Perturbação

1974

O formidável David Peace estreou na literatura com uma tetralogia policial animalesca, o quarteto de Yorkshire ou Red Riding Quartet: 1974, 1977, 1980 e 1983. Os romances foram publicados entre 1999 e 2002 e depois muito bem adaptados para a televisão britânica, em três partes (esta, esta e esta). A Benvirá lançou os quatro livros no Brasil, mas eu não conferi as traduções. Em todo caso, se o amigo aí consegue ler no original, a prosa alquebrada, repetitiva e estonteante de Peace merece ser conhecida tal e qual veio ao mundo.

Já tinha ouvido falar do autor por conta de The Damned United, seu conhecidíssimo romance acerca de Brian Clough (nunca ouviu falar?
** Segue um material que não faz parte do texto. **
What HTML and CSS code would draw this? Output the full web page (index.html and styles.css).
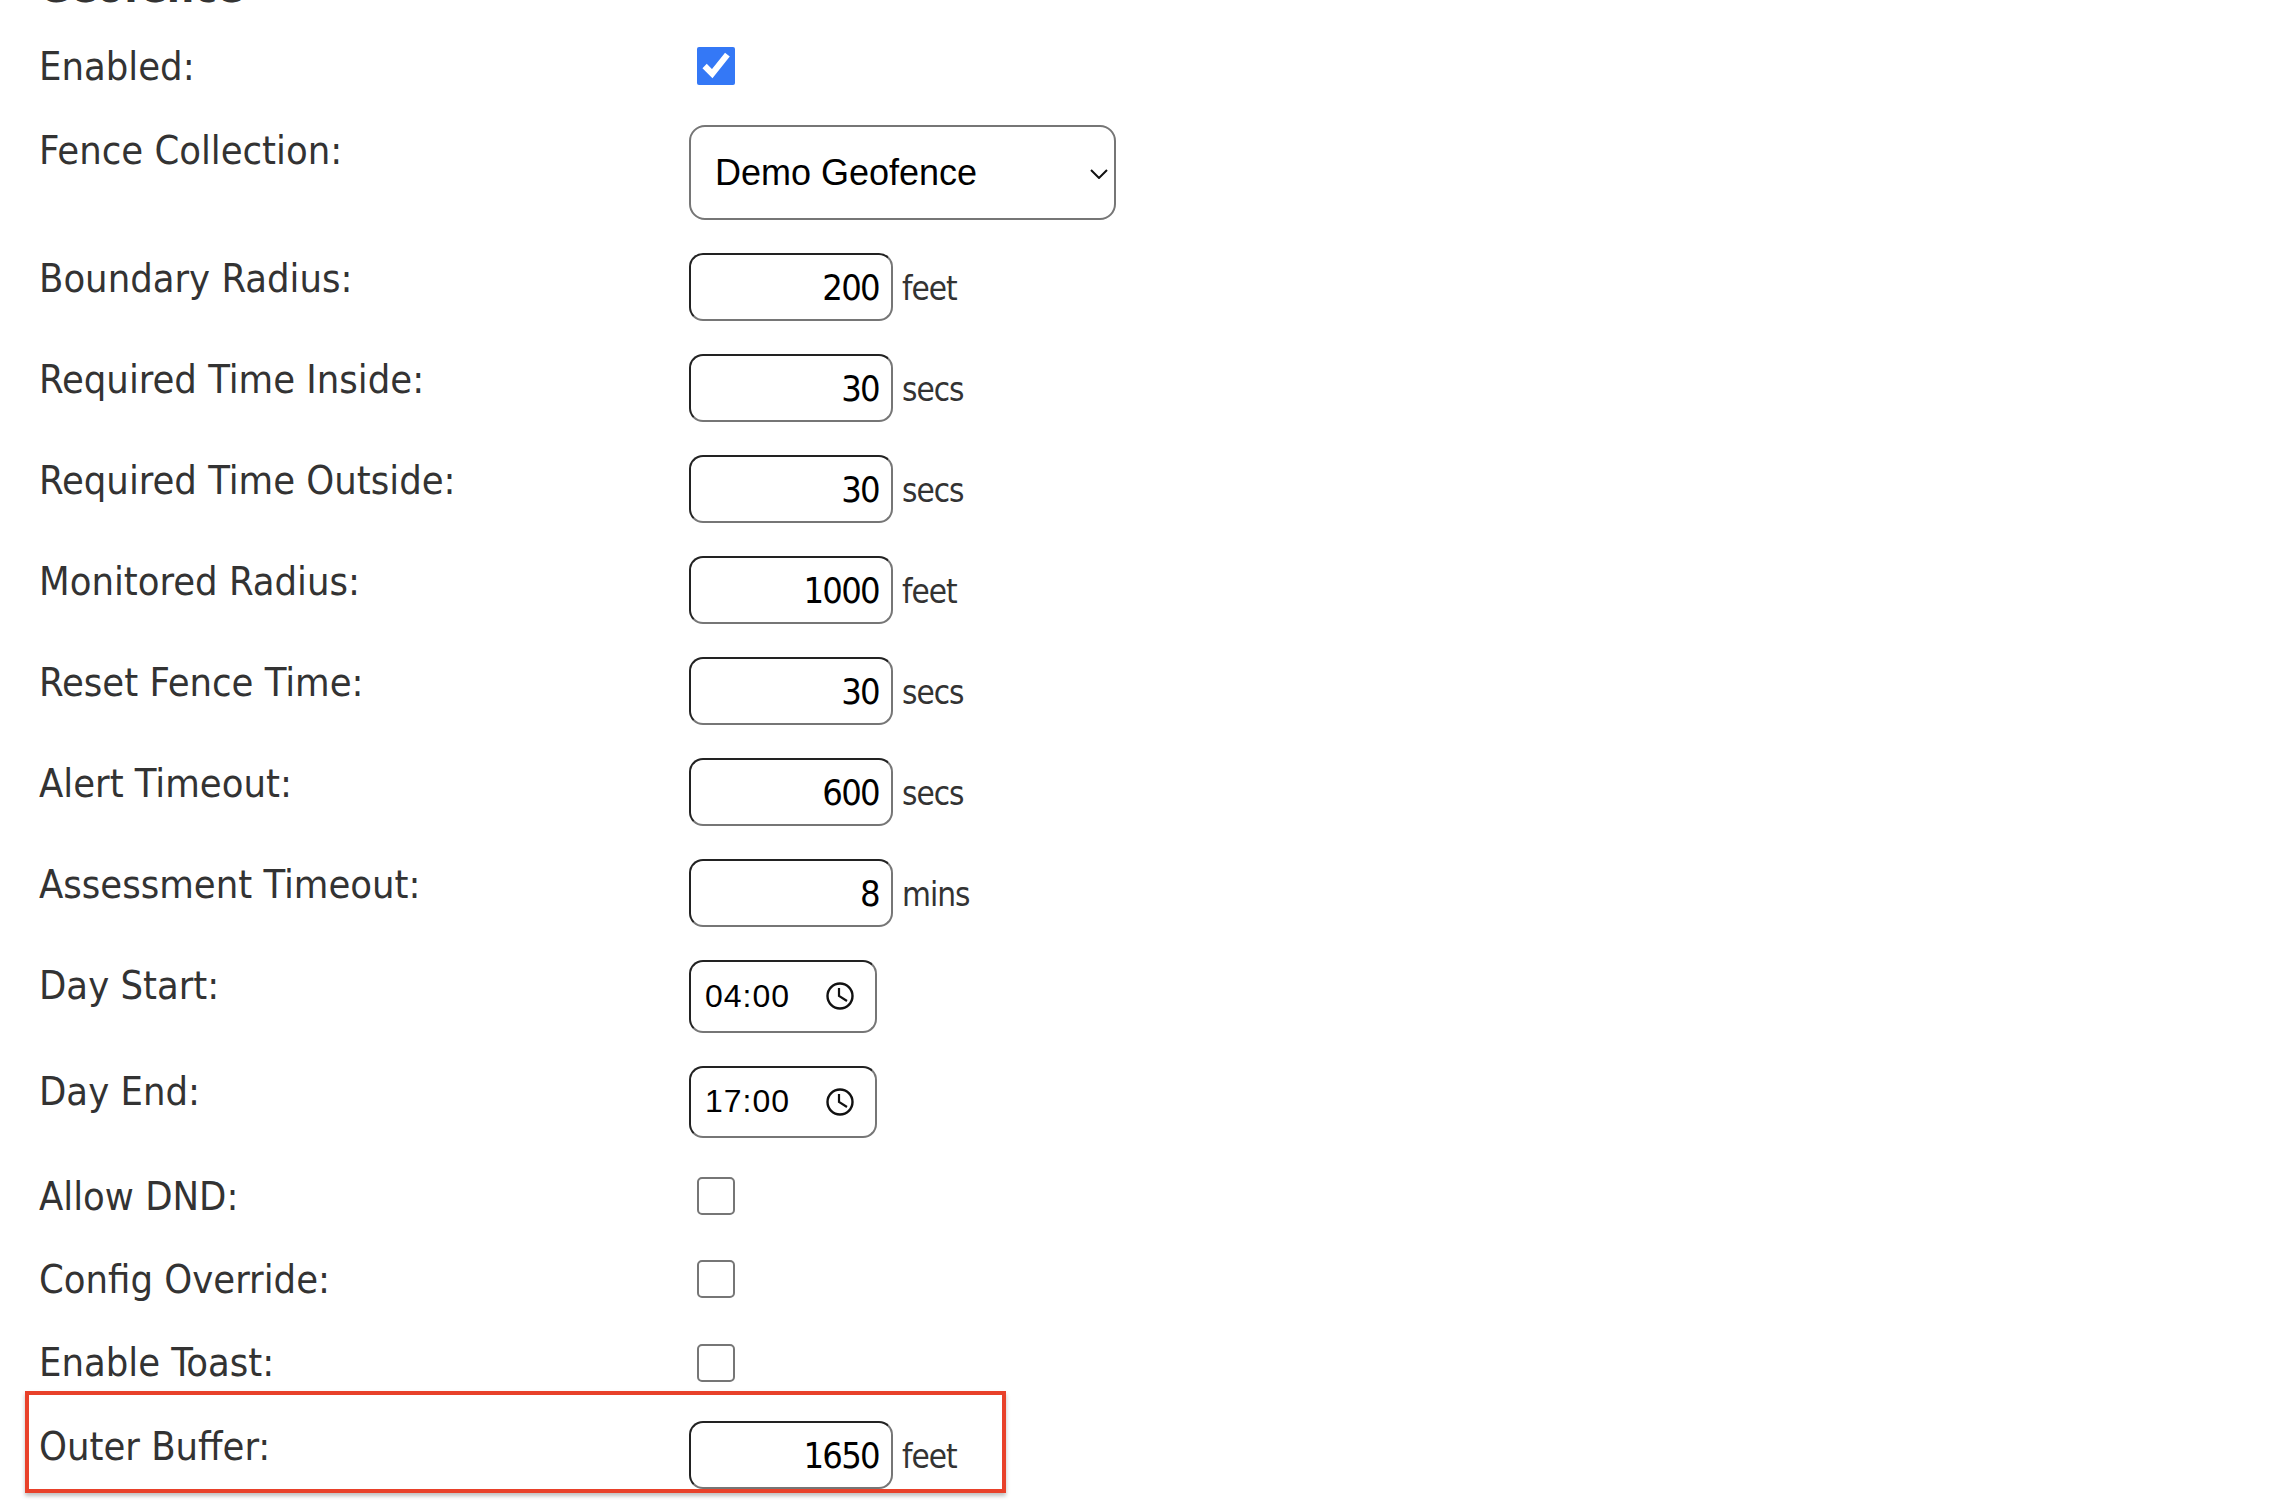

Gol da Alemanha), e é claro que eu, a scouser born & bred, devorei o belíssimo Red or Dead, em que Peace nos restitui Bill Shankly (também não? 7×1) em toda a sua grandeza.

Agora, li 1974 e só posso agradecer ao autor pelas últimas noites mal dormidas. A história se passa em Yorkshire, às vésperas do Natal do ano-título, e temos crianças mortas, corrupção policial, conspirações e um narrador cujo interesse primeiro é galgar uns degraus na carreira de jornalista. Poor fucking bastard.
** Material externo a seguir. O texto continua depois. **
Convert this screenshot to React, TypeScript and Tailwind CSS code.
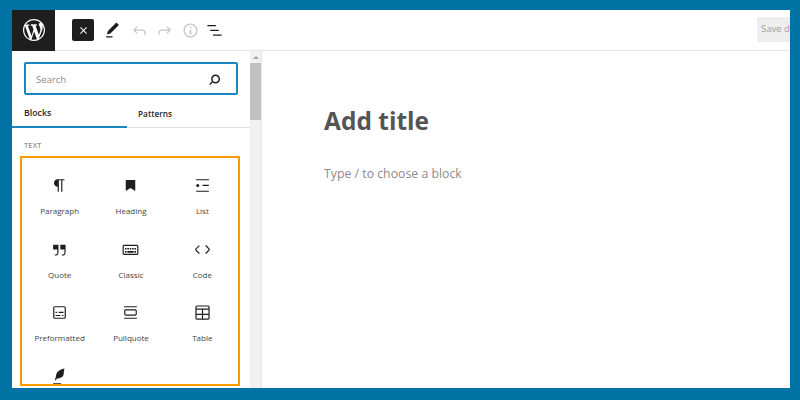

O romance ensaia um andamento policialesco convencional (a proverbial ligação entre diversos crimes que só o protagonista parece enxergar; o teatro dos vampiros que suga a cidade e destroça quem se coloca no caminho; a tensão entre fazer o certo ou mandar tudo às favas e se dar bem), mas Peace, felizmente, e com todo o cuidado, esmigalha os desdobramentos mais óbvios em favor de um anoitecer trevoso que sufoca narrador e leitor.

As coisas desandam aos poucos, e a verdade é algo tão desumanamente insuportável que, a certa altura, comecei a torcer para que o nosso jornalista desse uns passos para trás, pedisse uma transferência para a seção de esportes e fosse cobrir os jogos do Leeds United (que, meses antes, sob a batuta de Don Revie, vencera seu segundo título inglês).

É claro que isso não acontece. E, até para não incorrer em spoilers, talvez seja o caso de falar um pouco sobre a escrita de Peace. O yorkshiriano tem esse talento único para a rarefação. É muito difícil fazer com que um estilo baseado em repetições, períodos curtos e quebras frequentes funcione. Em geral, esse tipo de procedimento redunda num maneirismo bocó que procura esconder sérias deficiências. Peace, no entanto, é muito bem-sucedido.

Ele tem uma incrível noção de ritmo e, o mais importante, usa e abusa desses expedientes não como elementos estilístico-masturbatórios, mas, sim, para calçar a narrativa. Aqui, a forma exterioriza à perfeição o coração apodrecido e os tecidos esgarçados do lugar e das circunstâncias. Ademais, na medida em que temos uma narração em primeira pessoa, e tendo em vista o que o protagonista vê e vivencia, é brilhante como tamanha perturbação contamina o romance em todos os seus níveis.

Por fim, preciso me referir ao clímax subterrâneo, a descida empreendida pelo protagonista aos intestinos, literais e figurativos, de um lugar em que criancinhas são (figurativamente) trituradas. Eu os deixo com Peace:

The tunnel had been bricked up about fifteen feet ahead, the bricks painted blue with white clouds, the floor covered in sacking and white feathers.
Against the two side walls were ten or so thin mirrors all lined up in a row.
Christmas tree angels and fairies and stars hung from the beams, all shining in the glow of the lamps.

Paro por aqui. Mas não se enganem: não é porra do paraíso.